Despite the much debated end of Moore’s Law, CMOS scaling still maintains economic relevance with 3nm finFET SoCs already in the marketplace for over a year and 2nm gate-all around SoCs well into risk production. Modest feature size reduction and design/technology innovations co-optimized for primarily logic scaling continue to offer compelling node-to-node power, performance, area, and cost benefits. In this tutorial, we will start with a walk through memory lane, recounting a brief history of transistor evolution to motivate the migration from the planar MOSFET to the fully depleted FinFET. We will summarize the key process technology elements that have enabled the finFET CMOS nodes, highlighting the resulting device technology characteristics and challenges. This will set the context for motivating the introduction of the gate-all-around device architecture, namely nanoribbons or nanosheets, and unveiling the magic of how these devices are fabricated.

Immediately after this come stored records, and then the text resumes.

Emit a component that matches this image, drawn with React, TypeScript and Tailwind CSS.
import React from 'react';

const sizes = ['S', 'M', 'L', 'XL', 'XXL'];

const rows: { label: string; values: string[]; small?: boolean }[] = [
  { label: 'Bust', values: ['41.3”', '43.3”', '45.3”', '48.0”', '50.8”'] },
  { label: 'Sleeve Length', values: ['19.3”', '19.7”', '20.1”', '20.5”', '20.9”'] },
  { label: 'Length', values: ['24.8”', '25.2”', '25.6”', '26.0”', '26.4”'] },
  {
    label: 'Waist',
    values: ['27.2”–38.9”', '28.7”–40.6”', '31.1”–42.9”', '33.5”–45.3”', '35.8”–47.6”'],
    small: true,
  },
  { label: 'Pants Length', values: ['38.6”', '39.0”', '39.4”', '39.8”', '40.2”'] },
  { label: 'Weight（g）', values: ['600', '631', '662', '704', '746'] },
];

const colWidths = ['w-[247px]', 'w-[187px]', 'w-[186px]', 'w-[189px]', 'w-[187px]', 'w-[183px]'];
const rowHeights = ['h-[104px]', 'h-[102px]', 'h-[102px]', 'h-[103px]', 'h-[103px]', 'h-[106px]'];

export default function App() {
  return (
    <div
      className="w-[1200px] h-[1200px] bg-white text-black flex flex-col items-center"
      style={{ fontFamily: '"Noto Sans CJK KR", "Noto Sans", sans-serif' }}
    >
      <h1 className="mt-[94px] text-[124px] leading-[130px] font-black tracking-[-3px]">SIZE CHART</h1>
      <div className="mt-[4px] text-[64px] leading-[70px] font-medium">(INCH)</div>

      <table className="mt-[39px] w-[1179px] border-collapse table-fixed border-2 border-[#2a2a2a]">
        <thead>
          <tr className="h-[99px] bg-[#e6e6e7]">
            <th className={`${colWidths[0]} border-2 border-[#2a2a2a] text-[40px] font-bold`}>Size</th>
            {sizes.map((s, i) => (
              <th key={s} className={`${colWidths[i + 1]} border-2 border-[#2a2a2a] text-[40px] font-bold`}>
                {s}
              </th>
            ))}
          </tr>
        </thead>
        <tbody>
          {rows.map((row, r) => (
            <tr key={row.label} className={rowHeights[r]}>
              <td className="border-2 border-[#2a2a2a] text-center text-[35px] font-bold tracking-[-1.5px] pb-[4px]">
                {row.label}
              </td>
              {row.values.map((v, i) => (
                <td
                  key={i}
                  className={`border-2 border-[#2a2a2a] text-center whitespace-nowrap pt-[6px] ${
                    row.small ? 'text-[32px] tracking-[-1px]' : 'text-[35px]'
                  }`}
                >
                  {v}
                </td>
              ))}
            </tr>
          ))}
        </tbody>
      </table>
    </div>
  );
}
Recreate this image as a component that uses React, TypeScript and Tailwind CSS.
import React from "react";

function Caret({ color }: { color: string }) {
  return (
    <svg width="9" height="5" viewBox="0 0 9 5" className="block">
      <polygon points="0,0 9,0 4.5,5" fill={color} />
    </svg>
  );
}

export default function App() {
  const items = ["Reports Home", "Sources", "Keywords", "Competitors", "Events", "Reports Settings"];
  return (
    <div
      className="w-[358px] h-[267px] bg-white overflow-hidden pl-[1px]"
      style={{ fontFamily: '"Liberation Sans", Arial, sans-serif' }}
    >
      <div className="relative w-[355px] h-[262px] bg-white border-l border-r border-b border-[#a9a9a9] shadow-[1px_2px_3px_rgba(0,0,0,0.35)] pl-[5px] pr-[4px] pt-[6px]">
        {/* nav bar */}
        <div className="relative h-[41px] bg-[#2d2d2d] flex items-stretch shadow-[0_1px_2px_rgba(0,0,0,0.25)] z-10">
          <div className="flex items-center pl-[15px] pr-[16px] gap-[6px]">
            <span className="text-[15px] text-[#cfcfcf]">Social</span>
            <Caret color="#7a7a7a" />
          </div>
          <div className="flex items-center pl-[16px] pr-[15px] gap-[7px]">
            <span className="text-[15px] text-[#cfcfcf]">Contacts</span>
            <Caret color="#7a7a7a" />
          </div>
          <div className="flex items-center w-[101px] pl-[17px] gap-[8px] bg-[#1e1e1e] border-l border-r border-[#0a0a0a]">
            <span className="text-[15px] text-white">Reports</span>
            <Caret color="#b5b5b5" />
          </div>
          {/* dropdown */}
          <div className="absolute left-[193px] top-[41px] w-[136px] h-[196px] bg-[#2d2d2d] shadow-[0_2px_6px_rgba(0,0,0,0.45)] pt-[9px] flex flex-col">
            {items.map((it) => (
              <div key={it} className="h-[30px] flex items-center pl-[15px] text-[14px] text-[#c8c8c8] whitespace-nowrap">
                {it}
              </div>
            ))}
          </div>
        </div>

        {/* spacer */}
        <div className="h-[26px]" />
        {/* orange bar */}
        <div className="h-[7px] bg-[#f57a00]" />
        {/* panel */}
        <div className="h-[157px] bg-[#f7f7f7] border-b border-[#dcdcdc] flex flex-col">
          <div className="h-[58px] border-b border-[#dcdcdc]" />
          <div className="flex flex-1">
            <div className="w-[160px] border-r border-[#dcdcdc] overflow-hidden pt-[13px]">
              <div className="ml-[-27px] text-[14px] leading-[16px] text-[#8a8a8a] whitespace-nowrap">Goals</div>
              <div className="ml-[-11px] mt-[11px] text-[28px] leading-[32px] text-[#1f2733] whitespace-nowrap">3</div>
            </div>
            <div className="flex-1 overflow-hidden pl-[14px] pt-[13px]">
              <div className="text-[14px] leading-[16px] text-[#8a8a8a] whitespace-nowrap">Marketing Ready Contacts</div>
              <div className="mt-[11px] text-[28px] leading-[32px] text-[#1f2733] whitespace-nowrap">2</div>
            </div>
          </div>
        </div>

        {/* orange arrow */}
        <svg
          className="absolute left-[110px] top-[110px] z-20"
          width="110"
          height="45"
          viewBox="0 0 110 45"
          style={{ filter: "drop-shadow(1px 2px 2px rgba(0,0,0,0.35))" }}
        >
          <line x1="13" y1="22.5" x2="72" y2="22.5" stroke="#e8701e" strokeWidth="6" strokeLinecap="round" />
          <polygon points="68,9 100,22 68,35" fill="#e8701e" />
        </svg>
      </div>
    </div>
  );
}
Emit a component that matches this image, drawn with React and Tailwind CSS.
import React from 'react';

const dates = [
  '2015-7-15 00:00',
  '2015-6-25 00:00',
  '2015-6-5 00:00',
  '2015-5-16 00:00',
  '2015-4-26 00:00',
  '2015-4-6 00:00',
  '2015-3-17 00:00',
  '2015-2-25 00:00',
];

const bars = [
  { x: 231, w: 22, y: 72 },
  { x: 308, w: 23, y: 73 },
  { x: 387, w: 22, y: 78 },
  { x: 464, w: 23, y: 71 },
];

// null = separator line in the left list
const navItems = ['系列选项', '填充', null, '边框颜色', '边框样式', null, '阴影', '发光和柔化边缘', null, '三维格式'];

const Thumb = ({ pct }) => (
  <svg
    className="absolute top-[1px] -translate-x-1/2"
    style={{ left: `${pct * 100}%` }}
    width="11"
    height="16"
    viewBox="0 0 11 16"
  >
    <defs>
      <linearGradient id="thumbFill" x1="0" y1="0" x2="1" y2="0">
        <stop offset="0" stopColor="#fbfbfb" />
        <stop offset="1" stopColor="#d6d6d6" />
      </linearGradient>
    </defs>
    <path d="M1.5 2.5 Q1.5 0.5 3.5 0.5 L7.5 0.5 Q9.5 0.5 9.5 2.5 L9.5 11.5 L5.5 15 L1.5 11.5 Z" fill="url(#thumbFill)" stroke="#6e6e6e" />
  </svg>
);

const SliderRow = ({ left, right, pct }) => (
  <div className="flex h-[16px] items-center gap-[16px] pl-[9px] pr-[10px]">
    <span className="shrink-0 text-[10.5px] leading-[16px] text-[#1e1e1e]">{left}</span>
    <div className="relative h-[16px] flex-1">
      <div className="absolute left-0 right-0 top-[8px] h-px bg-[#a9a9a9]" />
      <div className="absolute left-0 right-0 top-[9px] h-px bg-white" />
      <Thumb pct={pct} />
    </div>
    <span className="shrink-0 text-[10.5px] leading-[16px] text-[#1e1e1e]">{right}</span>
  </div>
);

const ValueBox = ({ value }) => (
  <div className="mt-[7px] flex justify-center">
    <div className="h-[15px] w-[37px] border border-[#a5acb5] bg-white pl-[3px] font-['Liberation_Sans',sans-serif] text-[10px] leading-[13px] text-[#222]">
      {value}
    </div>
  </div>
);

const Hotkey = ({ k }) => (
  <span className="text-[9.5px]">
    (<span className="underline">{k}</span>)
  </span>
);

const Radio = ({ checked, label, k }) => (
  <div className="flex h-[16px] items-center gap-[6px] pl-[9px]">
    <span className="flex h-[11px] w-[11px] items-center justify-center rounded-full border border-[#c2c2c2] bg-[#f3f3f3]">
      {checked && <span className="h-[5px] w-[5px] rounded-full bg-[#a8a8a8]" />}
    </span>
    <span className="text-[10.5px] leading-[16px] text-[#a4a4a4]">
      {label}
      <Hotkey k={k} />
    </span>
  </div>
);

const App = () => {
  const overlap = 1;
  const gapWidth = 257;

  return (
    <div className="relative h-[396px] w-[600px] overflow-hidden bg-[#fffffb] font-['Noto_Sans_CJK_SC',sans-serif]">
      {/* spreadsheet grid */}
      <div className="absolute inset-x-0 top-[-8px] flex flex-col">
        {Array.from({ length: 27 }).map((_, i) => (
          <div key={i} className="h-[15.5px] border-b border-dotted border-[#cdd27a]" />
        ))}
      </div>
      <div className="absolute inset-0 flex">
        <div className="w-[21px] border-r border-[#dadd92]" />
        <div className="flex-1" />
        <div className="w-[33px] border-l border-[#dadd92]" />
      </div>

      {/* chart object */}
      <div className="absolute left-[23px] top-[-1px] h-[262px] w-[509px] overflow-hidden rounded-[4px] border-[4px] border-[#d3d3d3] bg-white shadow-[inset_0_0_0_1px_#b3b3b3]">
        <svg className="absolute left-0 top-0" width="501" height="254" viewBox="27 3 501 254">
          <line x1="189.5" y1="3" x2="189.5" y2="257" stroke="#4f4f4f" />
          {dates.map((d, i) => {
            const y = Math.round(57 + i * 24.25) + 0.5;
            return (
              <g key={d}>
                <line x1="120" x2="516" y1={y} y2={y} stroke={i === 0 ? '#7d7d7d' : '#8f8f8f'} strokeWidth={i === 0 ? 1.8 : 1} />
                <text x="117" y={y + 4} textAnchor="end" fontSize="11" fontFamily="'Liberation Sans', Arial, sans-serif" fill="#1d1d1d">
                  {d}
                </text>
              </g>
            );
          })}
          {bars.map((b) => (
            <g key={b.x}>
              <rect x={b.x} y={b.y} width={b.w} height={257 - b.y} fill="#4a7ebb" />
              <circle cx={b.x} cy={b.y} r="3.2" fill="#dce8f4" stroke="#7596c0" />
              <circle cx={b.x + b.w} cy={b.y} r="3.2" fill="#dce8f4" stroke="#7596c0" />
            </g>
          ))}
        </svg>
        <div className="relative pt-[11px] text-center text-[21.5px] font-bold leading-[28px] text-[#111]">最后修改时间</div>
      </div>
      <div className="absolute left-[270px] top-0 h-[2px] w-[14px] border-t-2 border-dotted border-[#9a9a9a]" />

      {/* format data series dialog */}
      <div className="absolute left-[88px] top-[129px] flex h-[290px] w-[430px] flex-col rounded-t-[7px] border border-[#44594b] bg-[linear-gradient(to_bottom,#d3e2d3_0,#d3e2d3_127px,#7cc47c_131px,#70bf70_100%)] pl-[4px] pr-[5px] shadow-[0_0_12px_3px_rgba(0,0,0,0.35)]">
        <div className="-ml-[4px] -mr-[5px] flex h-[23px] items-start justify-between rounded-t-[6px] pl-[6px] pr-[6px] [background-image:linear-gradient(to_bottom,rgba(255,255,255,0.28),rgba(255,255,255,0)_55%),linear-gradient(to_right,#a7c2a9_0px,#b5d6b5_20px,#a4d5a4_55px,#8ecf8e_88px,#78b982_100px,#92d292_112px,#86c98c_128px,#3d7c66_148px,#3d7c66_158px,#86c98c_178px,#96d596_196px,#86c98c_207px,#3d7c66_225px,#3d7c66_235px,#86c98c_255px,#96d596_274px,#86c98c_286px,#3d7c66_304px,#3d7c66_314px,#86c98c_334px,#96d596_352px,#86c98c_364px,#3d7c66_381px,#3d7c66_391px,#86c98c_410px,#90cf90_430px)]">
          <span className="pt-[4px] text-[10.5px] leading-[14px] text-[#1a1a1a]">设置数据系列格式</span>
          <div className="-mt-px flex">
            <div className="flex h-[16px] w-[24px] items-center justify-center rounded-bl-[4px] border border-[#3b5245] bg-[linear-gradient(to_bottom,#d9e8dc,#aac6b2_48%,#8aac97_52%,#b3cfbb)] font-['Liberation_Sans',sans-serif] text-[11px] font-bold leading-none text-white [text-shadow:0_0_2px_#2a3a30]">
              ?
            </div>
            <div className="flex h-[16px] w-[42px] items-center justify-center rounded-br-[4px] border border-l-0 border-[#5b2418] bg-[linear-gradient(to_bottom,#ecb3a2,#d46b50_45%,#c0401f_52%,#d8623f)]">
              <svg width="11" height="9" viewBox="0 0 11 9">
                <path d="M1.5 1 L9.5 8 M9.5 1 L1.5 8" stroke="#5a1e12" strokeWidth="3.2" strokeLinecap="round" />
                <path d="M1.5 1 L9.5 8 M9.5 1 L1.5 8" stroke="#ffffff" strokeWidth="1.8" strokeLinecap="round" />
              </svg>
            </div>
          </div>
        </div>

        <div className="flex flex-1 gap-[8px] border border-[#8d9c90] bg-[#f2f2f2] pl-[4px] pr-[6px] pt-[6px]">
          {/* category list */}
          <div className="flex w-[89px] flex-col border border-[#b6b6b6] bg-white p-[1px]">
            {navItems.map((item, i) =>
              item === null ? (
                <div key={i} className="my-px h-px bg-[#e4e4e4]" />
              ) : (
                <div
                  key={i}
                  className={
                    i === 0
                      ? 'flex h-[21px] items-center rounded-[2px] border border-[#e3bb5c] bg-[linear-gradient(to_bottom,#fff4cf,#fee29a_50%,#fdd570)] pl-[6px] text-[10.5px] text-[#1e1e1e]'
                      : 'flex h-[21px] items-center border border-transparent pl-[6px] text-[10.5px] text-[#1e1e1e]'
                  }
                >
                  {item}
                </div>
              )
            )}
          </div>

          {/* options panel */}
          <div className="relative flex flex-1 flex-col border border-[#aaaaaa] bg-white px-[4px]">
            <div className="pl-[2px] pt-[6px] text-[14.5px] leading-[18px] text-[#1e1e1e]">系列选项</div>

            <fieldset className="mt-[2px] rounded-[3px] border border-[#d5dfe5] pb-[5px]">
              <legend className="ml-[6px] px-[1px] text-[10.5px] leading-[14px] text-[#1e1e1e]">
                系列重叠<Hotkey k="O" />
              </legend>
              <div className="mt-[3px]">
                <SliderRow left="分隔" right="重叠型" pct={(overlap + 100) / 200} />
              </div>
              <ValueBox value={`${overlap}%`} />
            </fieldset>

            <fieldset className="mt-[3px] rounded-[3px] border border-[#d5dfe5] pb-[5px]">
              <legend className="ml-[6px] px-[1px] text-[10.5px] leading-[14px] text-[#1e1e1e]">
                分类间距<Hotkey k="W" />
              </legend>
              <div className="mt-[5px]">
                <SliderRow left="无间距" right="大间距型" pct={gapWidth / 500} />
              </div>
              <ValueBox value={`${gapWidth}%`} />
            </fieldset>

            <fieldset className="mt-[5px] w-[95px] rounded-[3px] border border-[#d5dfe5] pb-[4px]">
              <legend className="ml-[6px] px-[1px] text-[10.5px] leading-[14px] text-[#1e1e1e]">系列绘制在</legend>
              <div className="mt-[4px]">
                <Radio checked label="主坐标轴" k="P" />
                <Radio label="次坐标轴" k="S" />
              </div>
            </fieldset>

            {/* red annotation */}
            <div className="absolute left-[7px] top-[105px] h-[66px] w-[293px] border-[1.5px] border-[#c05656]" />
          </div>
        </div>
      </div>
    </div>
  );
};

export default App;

This webinar is part of the MIT Circuits and Systems Seminar Series.

Speaker
Alvin Loke
Alvin Loke is a Senior Principal Engineer at Intel working on analog design/technology co optimization of Intel’s Angstrom-era nodes. He received his PhDEE from Stanford and has worked on CMOS nodes from 250nm to 1nm. His experience covers CMOS process integration to analog/mixed-signal and wireline design as well as design/model/technology interfacing. He has previously worked at Agilent Technologies, AMD, Qualcomm, TSMC and NXP Semiconductors. Since 2003, Alvin has served multiple roles in the IEEE Solid-State Circuits Society including Distinguished Lecturer, AdCom Member, Guest Editor, and currently Global Chapters Chair.